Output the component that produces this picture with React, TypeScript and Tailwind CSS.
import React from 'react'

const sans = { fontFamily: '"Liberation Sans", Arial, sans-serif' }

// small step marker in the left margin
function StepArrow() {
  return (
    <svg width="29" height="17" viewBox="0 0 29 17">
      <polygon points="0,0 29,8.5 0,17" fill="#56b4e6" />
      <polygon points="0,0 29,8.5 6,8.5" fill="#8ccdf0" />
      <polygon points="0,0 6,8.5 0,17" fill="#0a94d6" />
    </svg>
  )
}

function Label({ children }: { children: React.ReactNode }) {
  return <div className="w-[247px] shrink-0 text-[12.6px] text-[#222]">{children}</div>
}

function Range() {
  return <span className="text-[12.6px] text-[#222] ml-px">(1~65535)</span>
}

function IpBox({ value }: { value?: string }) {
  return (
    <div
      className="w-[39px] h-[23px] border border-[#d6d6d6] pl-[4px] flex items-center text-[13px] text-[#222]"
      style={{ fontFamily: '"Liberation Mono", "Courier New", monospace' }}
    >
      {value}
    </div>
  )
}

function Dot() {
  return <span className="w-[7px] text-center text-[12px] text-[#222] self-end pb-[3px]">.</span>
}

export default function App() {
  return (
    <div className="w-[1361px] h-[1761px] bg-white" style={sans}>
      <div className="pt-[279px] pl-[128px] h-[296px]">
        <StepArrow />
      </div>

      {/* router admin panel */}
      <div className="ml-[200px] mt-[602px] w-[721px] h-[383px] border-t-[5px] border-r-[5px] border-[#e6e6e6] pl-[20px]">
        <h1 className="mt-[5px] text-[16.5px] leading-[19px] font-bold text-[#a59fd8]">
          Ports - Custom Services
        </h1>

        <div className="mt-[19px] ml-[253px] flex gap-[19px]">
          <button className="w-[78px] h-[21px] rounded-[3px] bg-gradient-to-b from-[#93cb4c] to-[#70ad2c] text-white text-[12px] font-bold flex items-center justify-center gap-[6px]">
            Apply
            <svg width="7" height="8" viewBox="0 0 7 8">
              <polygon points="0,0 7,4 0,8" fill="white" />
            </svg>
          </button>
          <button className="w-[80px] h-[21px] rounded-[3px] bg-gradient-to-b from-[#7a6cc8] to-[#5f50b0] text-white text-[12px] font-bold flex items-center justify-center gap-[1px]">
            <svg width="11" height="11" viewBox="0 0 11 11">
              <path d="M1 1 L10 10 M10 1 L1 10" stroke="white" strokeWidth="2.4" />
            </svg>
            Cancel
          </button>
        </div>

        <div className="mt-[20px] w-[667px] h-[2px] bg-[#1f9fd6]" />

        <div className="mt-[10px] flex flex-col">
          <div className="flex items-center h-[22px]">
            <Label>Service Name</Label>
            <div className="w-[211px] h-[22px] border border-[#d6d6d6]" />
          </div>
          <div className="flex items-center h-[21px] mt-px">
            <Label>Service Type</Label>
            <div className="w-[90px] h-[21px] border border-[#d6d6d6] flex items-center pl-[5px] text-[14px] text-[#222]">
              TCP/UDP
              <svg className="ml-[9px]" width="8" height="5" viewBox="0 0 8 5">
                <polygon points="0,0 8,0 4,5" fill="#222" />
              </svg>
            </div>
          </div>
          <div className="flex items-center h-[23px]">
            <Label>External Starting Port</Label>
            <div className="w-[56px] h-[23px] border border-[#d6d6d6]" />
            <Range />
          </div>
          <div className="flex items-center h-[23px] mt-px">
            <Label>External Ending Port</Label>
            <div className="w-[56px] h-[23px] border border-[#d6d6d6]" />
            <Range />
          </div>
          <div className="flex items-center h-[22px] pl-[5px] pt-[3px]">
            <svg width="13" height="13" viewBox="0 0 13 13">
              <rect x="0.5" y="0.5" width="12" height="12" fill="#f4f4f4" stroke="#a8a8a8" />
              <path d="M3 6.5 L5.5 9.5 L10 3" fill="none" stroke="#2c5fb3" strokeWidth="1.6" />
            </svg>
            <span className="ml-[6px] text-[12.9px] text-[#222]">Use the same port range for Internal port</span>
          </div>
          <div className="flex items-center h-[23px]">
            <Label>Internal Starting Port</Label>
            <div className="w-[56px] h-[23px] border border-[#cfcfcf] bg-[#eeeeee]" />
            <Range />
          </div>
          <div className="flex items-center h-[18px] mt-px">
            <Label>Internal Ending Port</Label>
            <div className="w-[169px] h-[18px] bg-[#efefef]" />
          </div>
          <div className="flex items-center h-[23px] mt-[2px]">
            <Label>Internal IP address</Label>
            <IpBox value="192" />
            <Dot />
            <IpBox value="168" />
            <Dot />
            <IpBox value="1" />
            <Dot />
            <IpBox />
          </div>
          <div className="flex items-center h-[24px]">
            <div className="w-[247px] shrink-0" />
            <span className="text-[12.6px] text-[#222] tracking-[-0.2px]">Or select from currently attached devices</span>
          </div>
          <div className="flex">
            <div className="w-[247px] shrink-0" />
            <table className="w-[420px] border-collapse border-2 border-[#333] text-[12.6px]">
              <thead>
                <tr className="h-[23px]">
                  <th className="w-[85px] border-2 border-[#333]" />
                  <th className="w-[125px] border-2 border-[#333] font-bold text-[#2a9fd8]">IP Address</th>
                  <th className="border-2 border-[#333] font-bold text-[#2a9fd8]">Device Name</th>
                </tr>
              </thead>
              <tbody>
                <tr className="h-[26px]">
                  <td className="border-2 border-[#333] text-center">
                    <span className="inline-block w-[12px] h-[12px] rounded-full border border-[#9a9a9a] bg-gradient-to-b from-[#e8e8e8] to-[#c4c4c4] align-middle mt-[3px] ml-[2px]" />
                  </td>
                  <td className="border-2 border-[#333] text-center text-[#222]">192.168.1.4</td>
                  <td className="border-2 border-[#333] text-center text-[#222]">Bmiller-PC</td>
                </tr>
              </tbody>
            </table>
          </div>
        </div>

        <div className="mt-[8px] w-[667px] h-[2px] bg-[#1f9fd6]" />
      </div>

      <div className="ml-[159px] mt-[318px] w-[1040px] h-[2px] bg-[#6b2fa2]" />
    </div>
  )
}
========================================================================
PROBLEM TO WORK ON: Copy each line of the listing that contains the string "React".

ANSWER TO THE PROBLEM:
Output the component that produces this picture with React, TypeScript and Tailwind CSS.
import React from 'react'
function Label({ children }: { children: React.ReactNode }) {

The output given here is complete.